» Supplied material:

========

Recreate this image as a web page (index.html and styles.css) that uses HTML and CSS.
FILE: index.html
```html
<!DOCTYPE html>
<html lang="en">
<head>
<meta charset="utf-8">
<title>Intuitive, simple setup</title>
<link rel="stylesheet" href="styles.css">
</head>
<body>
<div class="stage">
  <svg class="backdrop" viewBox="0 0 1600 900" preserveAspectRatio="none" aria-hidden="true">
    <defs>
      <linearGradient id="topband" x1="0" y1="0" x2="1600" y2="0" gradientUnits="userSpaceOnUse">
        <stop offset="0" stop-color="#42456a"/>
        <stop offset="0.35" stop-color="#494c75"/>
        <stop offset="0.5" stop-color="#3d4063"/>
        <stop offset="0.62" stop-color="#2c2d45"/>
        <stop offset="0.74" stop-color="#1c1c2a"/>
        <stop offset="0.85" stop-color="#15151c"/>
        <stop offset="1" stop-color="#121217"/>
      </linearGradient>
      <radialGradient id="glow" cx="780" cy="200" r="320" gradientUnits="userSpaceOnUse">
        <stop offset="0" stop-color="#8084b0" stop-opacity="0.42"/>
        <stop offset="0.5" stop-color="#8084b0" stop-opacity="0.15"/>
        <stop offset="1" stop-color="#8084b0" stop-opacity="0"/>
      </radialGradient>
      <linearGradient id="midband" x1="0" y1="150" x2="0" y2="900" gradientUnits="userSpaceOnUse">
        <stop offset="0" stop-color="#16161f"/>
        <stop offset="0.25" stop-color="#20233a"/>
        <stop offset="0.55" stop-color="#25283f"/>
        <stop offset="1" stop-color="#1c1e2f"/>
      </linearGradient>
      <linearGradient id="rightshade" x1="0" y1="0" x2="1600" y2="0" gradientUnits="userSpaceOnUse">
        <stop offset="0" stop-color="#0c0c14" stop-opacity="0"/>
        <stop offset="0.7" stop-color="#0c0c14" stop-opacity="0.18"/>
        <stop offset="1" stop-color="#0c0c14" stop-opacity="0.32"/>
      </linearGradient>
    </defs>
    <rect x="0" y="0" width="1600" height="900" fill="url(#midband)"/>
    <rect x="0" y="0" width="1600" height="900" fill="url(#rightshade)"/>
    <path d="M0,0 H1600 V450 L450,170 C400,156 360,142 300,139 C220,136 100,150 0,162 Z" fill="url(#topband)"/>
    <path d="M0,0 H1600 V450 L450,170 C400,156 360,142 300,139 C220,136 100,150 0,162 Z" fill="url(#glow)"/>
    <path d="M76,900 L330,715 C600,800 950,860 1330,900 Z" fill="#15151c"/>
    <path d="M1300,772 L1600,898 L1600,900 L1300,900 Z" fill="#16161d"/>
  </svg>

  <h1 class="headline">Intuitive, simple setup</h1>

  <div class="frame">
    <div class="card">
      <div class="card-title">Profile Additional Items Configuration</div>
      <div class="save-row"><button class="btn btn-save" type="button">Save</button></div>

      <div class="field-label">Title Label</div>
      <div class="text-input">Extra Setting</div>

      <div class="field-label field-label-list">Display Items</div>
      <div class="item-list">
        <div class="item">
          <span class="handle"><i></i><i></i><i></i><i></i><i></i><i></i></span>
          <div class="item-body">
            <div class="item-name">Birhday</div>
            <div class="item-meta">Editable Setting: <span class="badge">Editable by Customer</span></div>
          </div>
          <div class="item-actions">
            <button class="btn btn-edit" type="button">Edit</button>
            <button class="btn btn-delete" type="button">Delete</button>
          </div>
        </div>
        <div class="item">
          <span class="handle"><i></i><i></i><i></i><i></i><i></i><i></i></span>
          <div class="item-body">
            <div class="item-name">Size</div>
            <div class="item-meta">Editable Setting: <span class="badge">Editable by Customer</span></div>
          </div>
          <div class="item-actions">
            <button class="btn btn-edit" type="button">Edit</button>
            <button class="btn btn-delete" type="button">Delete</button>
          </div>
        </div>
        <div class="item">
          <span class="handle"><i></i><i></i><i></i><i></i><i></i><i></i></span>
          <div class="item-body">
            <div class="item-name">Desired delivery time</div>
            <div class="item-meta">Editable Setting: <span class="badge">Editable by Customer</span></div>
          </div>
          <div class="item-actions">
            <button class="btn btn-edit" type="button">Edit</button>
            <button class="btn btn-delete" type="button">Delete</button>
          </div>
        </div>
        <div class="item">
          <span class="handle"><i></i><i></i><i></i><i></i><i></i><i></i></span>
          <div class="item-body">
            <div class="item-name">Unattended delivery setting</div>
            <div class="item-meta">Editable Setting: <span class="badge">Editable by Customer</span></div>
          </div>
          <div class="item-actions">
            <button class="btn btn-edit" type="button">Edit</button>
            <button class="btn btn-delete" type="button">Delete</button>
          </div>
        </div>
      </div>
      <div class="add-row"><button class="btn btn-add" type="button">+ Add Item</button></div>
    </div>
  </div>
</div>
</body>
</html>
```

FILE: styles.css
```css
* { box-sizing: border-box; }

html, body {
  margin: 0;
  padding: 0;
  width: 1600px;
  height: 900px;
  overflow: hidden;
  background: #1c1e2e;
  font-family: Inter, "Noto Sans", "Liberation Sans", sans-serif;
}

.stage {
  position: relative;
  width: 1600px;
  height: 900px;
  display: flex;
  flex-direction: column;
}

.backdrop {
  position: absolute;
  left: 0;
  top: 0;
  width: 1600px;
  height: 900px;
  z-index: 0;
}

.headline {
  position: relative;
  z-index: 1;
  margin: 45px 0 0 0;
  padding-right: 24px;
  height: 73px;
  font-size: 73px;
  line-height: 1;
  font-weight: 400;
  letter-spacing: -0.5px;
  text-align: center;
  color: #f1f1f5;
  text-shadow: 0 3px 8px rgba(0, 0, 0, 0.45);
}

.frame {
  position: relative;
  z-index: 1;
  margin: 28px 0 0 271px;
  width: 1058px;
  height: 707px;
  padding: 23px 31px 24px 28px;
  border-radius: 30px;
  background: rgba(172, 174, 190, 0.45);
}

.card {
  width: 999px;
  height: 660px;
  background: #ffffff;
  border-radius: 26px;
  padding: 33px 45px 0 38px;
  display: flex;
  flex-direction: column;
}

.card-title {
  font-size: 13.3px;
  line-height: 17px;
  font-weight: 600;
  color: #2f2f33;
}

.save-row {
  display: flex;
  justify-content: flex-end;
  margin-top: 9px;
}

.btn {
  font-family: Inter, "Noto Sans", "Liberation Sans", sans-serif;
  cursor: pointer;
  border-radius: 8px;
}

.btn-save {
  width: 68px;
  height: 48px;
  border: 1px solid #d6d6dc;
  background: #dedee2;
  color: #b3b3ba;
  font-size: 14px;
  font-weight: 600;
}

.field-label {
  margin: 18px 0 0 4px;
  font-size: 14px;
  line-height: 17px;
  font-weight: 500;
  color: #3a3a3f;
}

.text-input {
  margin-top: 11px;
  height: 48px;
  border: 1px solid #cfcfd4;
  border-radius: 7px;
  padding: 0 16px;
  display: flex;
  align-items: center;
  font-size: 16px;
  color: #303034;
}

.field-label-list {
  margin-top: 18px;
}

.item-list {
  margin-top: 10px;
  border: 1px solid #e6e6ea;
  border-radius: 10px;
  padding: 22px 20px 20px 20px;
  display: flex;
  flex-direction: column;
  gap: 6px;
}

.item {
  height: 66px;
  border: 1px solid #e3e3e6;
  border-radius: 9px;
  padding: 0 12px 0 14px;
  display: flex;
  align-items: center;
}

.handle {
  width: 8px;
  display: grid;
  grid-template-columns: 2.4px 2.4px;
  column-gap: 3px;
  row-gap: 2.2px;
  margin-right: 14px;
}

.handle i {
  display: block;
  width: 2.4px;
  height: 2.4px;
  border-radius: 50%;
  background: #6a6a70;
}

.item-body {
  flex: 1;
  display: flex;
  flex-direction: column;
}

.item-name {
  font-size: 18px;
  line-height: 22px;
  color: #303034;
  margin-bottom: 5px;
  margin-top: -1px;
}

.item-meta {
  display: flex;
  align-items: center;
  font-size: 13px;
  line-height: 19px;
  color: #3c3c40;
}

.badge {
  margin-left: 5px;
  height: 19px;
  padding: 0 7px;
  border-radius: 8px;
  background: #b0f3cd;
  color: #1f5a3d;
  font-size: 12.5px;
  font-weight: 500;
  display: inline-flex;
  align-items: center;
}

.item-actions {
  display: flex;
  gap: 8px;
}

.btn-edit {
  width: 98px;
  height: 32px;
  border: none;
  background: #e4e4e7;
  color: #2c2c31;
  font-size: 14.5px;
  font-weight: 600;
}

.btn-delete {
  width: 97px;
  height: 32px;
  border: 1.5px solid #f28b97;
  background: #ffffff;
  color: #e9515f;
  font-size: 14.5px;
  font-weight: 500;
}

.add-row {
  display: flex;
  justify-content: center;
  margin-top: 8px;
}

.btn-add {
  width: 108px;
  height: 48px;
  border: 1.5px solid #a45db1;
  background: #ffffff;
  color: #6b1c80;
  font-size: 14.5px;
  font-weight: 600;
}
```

========

» Task to complete:
Only the number is wanted: how many lines of the data contain the word "index"?

» The response:
5